The derivation.roots array is pre-extracted for graph traversal — consumers can follow etymology chains without regex parsing.

Topical Guide (topical-guide)

Topical Guide entries organized by letter. Files live at tg/{letter}.json.

Each entry has a topicId (e.g., "tg:angels"), a title, optional seeAlso links, and an array of passage citations.

Bible Dictionary (bible-dictionary)

Bible Dictionary articles organized by letter. Files live at bd/{letter}.json.

Each entry has an articleId, title, content (Markdown body), and optional seeAlso links.

Scripture Index (scripture-index)

Triple Combination index entries. Files live at index/{letter}.json.

Entries use a discriminated union for different link types (passage, topic, article, person, place).

Verse Commentary (verse-commentary)

Verse-level commentary from specific sources. Files live at commentary/{commentaryId}/{bookId}.json.

Each file contains notes anchored to specific verses using NoteAnchor.

Scholarly Commentary (scholarly-commentary)

Full scholarly commentary works (Clarke, BYU, etc.).
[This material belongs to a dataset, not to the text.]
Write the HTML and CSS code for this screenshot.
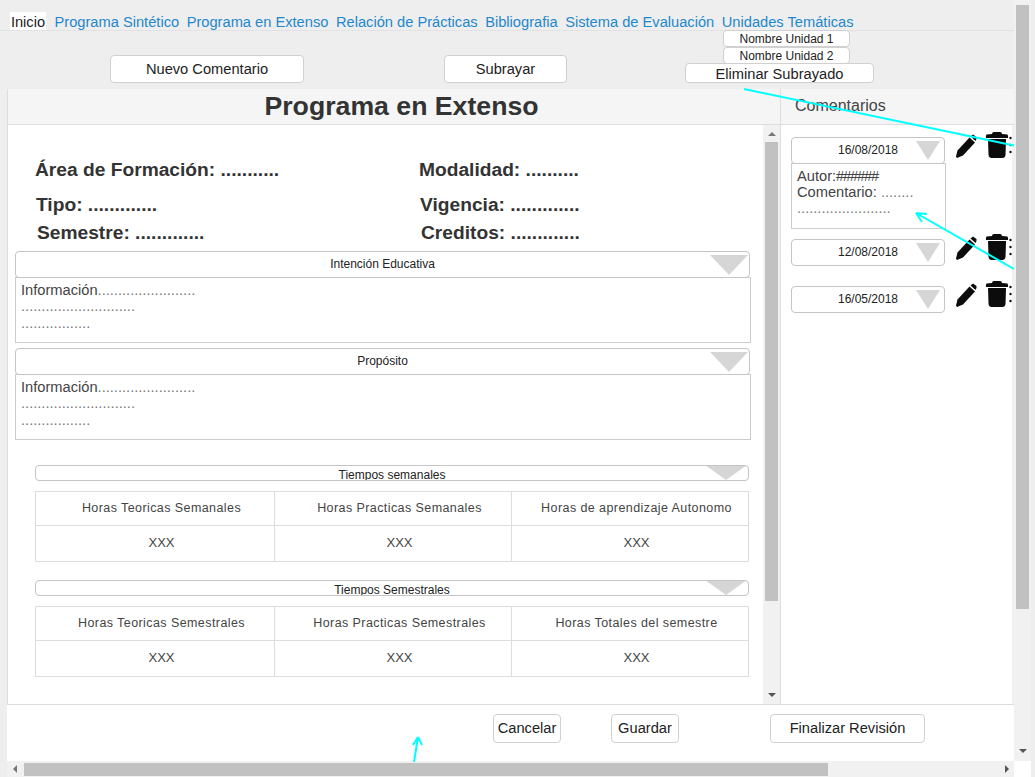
FILE: index.html
```html
<!DOCTYPE html>
<html lang="es">
<head>
  <meta charset="UTF-8" />
  <title>Programa en Extenso</title>
  <link rel="stylesheet" href="styles.css">
</head>
<body>
  <div class="window">
    <div class="viewport">
      <nav class="tabs">
        <a class="tab tab-active">Inicio</a>
        <a class="tab">Programa Sintético</a>
        <a class="tab">Programa en Extenso</a>
        <a class="tab">Relación de Prácticas</a>
        <a class="tab">Bibliografia</a>
        <a class="tab">Sistema de Evaluación</a>
        <a class="tab">Unidades Temáticas</a>
      </nav>

      <div class="toolbar">
        <button class="btn btn-new">Nuevo Comentario</button>
        <button class="btn btn-underline">Subrayar</button>
        <div class="unit-menu">
          <button class="btn btn-unit">Nombre Unidad 1</button>
          <button class="btn btn-unit">Nombre Unidad 2</button>
          <button class="btn btn-clear">Eliminar Subrayado</button>
        </div>
      </div>

      <div class="main">
        <section class="program">
          <h1 class="panel-head program-title">Programa en Extenso</h1>
          <div class="program-body">
            <div class="program-content">
              <div class="field-row field-row-1">
                <span class="field">Área de Formación: ...........</span>
                <span class="field">Modalidad: ..........</span>
              </div>
              <div class="field-row field-row-2">
                <span class="field">Tipo: .............</span>
                <span class="field">Vigencia: .............</span>
              </div>
              <div class="field-row field-row-3">
                <span class="field">Semestre: .............</span>
                <span class="field">Creditos: .............</span>
              </div>

              <div class="accordion accordion-first">
                <div class="select-head">Intención Educativa<i class="caret"></i></div>
                <div class="accordion-text">
                  Información<span class="dots">........................</span><br>
                  <span class="dots">............................</span><br>
                  <span class="dots">.................</span>
                </div>
              </div>
              <div class="accordion">
                <div class="select-head">Propósito<i class="caret"></i></div>
                <div class="accordion-text">
                  Información<span class="dots">........................</span><br>
                  <span class="dots">............................</span><br>
                  <span class="dots">.................</span>
                </div>
              </div>

              <div class="hours hours-week">
                <div class="select-head select-small">Tiempos semanales<i class="caret"></i></div>
                <table class="hours-table">
                  <tr>
                    <th>Horas Teoricas Semanales</th>
                    <th>Horas Practicas Semanales</th>
                    <th>Horas de aprendizaje Autonomo</th>
                  </tr>
                  <tr><td>XXX</td><td>XXX</td><td>XXX</td></tr>
                </table>
              </div>
              <div class="hours hours-term">
                <div class="select-head select-small">Tiempos Semestrales<i class="caret"></i></div>
                <table class="hours-table">
                  <tr>
                    <th>Horas Teoricas Semestrales</th>
                    <th>Horas Practicas Semestrales</th>
                    <th>Horas Totales del semestre</th>
                  </tr>
                  <tr><td>XXX</td><td>XXX</td><td>XXX</td></tr>
                </table>
              </div>
            </div>

            <div class="inner-scroll">
              <i class="arrow-up"></i>
              <div class="inner-thumb"></div>
              <i class="arrow-down"></i>
            </div>
          </div>
        </section>

        <aside class="comments">
          <h2 class="panel-head comments-title">Comentarios</h2>
          <div class="comments-body">
            <div class="comment comment-open">
              <div class="comment-col">
                <div class="select-head select-date">16/08/2018<i class="caret"></i></div>
                <div class="comment-text">
                  Autor:<span class="hash">######</span><br>
                  Comentario: <span class="dots">........</span><br>
                  <span class="dots">.......................</span>
                </div>
              </div>
              <svg class="icon-pencil" viewBox="0 0 21 24"><use href="#pencil"/></svg>
              <svg class="icon-trash" viewBox="0 0 27 26"><use href="#trash"/></svg>
            </div>
            <div class="comment comment-2">
              <div class="comment-col">
                <div class="select-head select-date">12/08/2018<i class="caret"></i></div>
              </div>
              <svg class="icon-pencil" viewBox="0 0 21 24"><use href="#pencil"/></svg>
              <svg class="icon-trash" viewBox="0 0 27 26"><use href="#trash"/></svg>
            </div>
            <div class="comment comment-3">
              <div class="comment-col">
                <div class="select-head select-date">16/05/2018<i class="caret"></i></div>
              </div>
              <svg class="icon-pencil" viewBox="0 0 21 24"><use href="#pencil"/></svg>
              <svg class="icon-trash" viewBox="0 0 27 26"><use href="#trash"/></svg>
            </div>
          </div>
        </aside>
      </div>

      <div class="footer">
        <button class="btn btn-cancel">Cancelar</button>
        <button class="btn btn-save">Guardar</button>
        <button class="btn btn-finish">Finalizar Revisión</button>
      </div>

      <div class="hscroll">
        <i class="arrow-left"></i>
        <div class="hscroll-thumb"></div>
        <i class="arrow-right"></i>
      </div>
    </div>

    <div class="vscroll">
      <div class="vscroll-track">
        <div class="vscroll-thumb"></div>
        <i class="arrow-down"></i>
      </div>
      <div class="vscroll-corner"></div>
    </div>

    <!-- cyan review marks drawn over the page -->
    <svg class="marks" viewBox="0 0 1035 777">
      <line x1="744" y1="89" x2="1014" y2="145.5"/>
      <path d="M1014 269 L916 213 M916 213 L927 214 M916 213 L922 222"/>
      <path d="M414 762 L418 737 M418 737 L413 745 M418 737 L422 745"/>
    </svg>
  </div>

  <svg class="defs" width="0" height="0">
    <symbol id="pencil" viewBox="0 0 21 24">
      <path d="M1 24 L0 22.5 L1.5 16.5 L13.5 3.5 L19 8.5 L7 21.5 Z"/>
      <path d="M14.5 2.5 L17 0.5 L20.5 3 L20.5 5 L19.5 7 Z"/>
    </symbol>
    <symbol id="trash" viewBox="0 0 27 26">
      <path d="M7 2 Q7 0 9 0 H15 Q17 0 17 2 L22.5 2.5 Q23.5 4 23 6 H1 Q0.5 4 1.5 2.5 Z"/>
      <path d="M3 7 H21 L20.5 23 Q20 26 17.5 26 H6.5 Q4 26 3.5 23 Z"/>
      <circle cx="25.5" cy="6" r="1.2"/>
      <circle cx="25.5" cy="13" r="1.2"/>
      <circle cx="25.5" cy="20" r="1.2"/>
    </symbol>
  </svg>
</body>
</html>
```

FILE: styles.css
```css
:root {
  --text-color: #444;
  --line-color: #ddd;
  --box-border: #c4c4c4;
  --track-color: #f1f1f1;
  --thumb-color: #c1c1c1;
  --caret-color: #d6d6d6;
  --link-color: #1e88cc;
}

* {
  box-sizing: border-box;
  margin: 0;
  padding: 0;
}

body {
  font-family: "Liberation Sans", Arial, sans-serif;
  font-size: 14.67px;
  color: var(--text-color);
  background: #eee;
  overflow: hidden;
}

.window {
  position: relative;
  display: flex;
  width: 1035px;
  height: 777px;
  overflow: hidden;
  background: #eee;
}

.viewport {
  display: flex;
  flex-direction: column;
  width: 1014px;
  height: 777px;
}

/* tabs */
.tabs {
  display: flex;
  align-items: flex-end;
  height: 31px;
  padding-left: 10px;
  border-bottom: 1px solid #e2e2e2;
}

.tab {
  height: 18px;
  line-height: 21px;
  margin-right: 7.5px;
  color: var(--link-color);
  white-space: nowrap;
}

.tab-active {
  width: 36px;
  margin-right: 8.5px;
  text-align: center;
  color: #222;
  background: #fff;
}

/* toolbar */
.toolbar {
  display: flex;
  align-items: flex-end;
  height: 58px;
  padding: 0 0 6px 110px;
}

.btn {
  height: 28px;
  font-family: inherit;
  font-size: 14.67px;
  color: #222;
  background: #fff;
  border: 1px solid #d0d0d0;
  border-radius: 4px;
}

.btn-new { width: 194px; }
.btn-underline { width: 123px; margin-left: 140px; }

.unit-menu {
  display: flex;
  flex-direction: column;
  align-items: center;
  width: 189px;
  margin-left: 118px;
}

.btn-unit {
  width: 127px;
  height: 17px;
  margin-left: 14px;
  padding-top: 2px;
  font-size: 12px;
  line-height: 13px;
}

.btn-clear {
  width: 189px;
  height: 20px;
  margin-top: -1px;
  padding-top: 2px;
  line-height: 16px;
}

/* main panels */
.main {
  display: flex;
  height: 616px;
  margin-left: 7px;
  background: #fff;
}

.panel-head {
  height: 36px;
  background: #f5f5f5;
  border-bottom: 1px solid var(--line-color);
}

.program {
  display: flex;
  flex-direction: column;
  width: 774px;
  border-right: 1px solid var(--line-color);
  border-left: 1px solid var(--line-color);
  border-bottom: 1px solid var(--line-color);
}

.program-title {
  padding-left: 15px;
  font-size: 26.67px;
  line-height: 34px;
  text-align: center;
  color: #333;
}

.program-body {
  display: flex;
  flex: 1;
  min-height: 0;
}

.program-content {
  flex: 1;
  min-width: 0;
  padding: 33px 0 0 7px;
}

.field-row {
  display: flex;
  font-size: 19.2px;
  font-weight: bold;
  line-height: 24px;
  color: #333;
}

.field { flex: none; width: 384px; white-space: nowrap; }

.field-row-1 { padding-left: 20px; }
.field-row-2 { padding-left: 21px; margin-top: 11px; }
.field-row-3 { padding-left: 22px; margin-top: 4px; }

/* select-like headers */
.select-head {
  position: relative;
  height: 27px;
  font-size: 12px;
  line-height: 25px;
  text-align: center;
  color: #222;
  background: #fff;
  border: 1px solid var(--box-border);
  border-radius: 4px;
  overflow: hidden;
}

.caret {
  position: absolute;
  top: 3px;
  right: 1px;
  width: 0;
  height: 0;
  border-left: 19px solid transparent;
  border-right: 19px solid transparent;
  border-top: 20px solid var(--caret-color);
}

.accordion { width: 736px; margin-bottom: 5px; }
.accordion-first { margin-top: 6px; }
.accordion .select-head { width: 735px; }

.accordion-text {
  height: 66px;
  margin-top: -1px;
  padding: 4px 5px;
  line-height: 16.3px;
  border: 1px solid #ccc;
}

.dots { color: #7a7a7a; }

.hours { width: 714px; margin-left: 20px; }
.hours-week { margin-top: 25px; }
.hours-term { margin-top: 18px; }

.select-small {
  height: 16px;
  line-height: 19px;
}

.select-small .caret {
  top: -1px;
  right: 1px;
  border-left-width: 21px;
  border-right-width: 21px;
  border-top-width: 15px;
}

.hours-table {
  width: 714px;
  margin-top: 10px;
  table-layout: fixed;
  border-collapse: collapse;
  font-size: 12.5px;
  letter-spacing: .42px;
  text-align: center;
}

.hours-table th,
.hours-table td {
  padding: 0 0 2px 13px;
  border: 1px solid var(--line-color);
  font-weight: normal;
}

.hours-table th { height: 34px; }
.hours-table td { height: 36px; font-size: 13px; letter-spacing: 0; }
.hours-table th:first-child { width: 239px; }

/* scrollbars */
.inner-scroll {
  position: relative;
  width: 17px;
  flex: none;
  background: var(--track-color);
}

.inner-thumb {
  width: 13px;
  height: 459px;
  margin: 17px 0 0 2px;
  background: var(--thumb-color);
}

.arrow-up,
.arrow-down,
.arrow-left,
.arrow-right {
  position: absolute;
  width: 0;
  height: 0;
  border-style: solid;
  border-color: transparent;
}

.arrow-up {
  top: 7px;
  left: 5px;
  border-width: 0 4px 4px;
  border-bottom-color: #777;
}

.arrow-down {
  bottom: 7px;
  left: 5px;
  border-width: 4px 4px 0;
  border-top-color: #555;
}

.hscroll {
  position: relative;
  display: flex;
  align-items: flex-start;
  flex: none;
  height: 16px;
  margin-left: 7px;
  background: var(--track-color);
}

.hscroll-thumb {
  width: 804px;
  height: 13px;
  margin: 2px 0 0 17px;
  background: var(--thumb-color);
}

.arrow-left {
  top: 4px;
  left: 6px;
  border-width: 4px 4px 4px 0;
  border-right-color: #777;
}

.arrow-right {
  top: 4px;
  right: 5px;
  border-width: 4px 0 4px 4px;
  border-left-color: #555;
}

.vscroll {
  display: flex;
  flex-direction: column;
  width: 21px;
}

.vscroll-track {
  position: relative;
  flex: 1;
  width: 17px;
  padding-top: 5px;
  background: var(--track-color);
}

.vscroll-track .arrow-down { bottom: 8px; }

.vscroll-thumb {
  width: 13px;
  height: 604px;
  margin-left: 2px;
  background: var(--thumb-color);
}

.vscroll-corner {
  width: 17px;
  height: 16px;
  background: #fff;
}

/* comments */
.comments {
  display: flex;
  flex-direction: column;
  width: 233px;
  border-bottom: 1px solid var(--line-color);
}

.comments-title {
  padding-left: 14px;
  font-size: 16px;
  font-weight: normal;
  line-height: 33px;
  color: #444;
}

.comments-body {
  flex: 1;
  margin-right: 2px;
  padding: 12px 0 0 10px;
  background: #fff;
  box-shadow: 2px 0 0 var(--track-color);
}

.comment {
  display: flex;
  align-items: flex-start;
}

.comment-col { width: 155px; }
.comment-2 { margin-top: 10px; }
.comment-3 { margin-top: 20px; }

.select-date {
  width: 154px;
  line-height: 25px;
}

.select-date .caret {
  top: 3px;
  right: 4px;
  border-left-width: 12.5px;
  border-right-width: 12.5px;
  border-top-width: 19px;
}

.comment-text {
  height: 66px;
  margin-top: -1px;
  padding: 4px 5px;
  line-height: 16px;
  border: 1px solid #ccc;
}

.hash { letter-spacing: -1.15px; }

.icon-pencil,
.icon-trash {
  flex: none;
  fill: #0c0c0c;
  filter: blur(.45px);
}

.icon-pencil {
  width: 21px;
  height: 24px;
  margin: -3px 0 0 10px;
}

.icon-trash {
  width: 27px;
  height: 26px;
  margin: -5px 0 0 8px;
}

/* footer */
.footer {
  display: flex;
  align-items: flex-start;
  flex: none;
  height: 56px;
  margin-left: 7px;
  padding: 9px 0 0 486px;
  background: #fff;
}

.footer .btn { height: 29px; padding-bottom: 1px; }

.btn-cancel { width: 68px; }
.btn-save { width: 68px; margin-left: 50px; }
.btn-finish { width: 155px; margin-left: 91px; }

/* review marks */
.marks {
  position: absolute;
  top: 0;
  left: 0;
  width: 1035px;
  height: 777px;
  pointer-events: none;
  fill: none;
  stroke: #0ff;
  stroke-width: 2;
}

.defs { position: absolute; }
```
Files live at scholarly/{commentaryId}.json.

Organized into sections with headings and body content.

Controlled Vocabularies

EnumValues
CorpusTypeot, nt, bom, dc, pgp, pseudepigrapha, apocrypha, deuterocanonical
WitnessLanguagehebrew, greek, aramaic, ethiopic, latin, syriac, coptic
ScriptTypehebrew, greek, ethiopic, latin, syriac, coptic
PartOfSpeechnoun.masculine, noun.feminine, verb, adjective, adverb, etc.

File Naming

  • Book IDs use canonical kebab-case slugs: gen, 1-ne, dc, w-of-m
  • Passage IDs follow {bookId}.{chapter}.{verse}: gen.1.1, 1-ne.3.7
  • Lexicon files use Strong's ranges: H0001-H1000.json
  • Topical Guide and Bible Dictionary use single letters: a.json, b.json
tip

The data/book_registry.json file contains the complete mapping of book IDs to titles, abbreviations, corpus types, and chapter counts.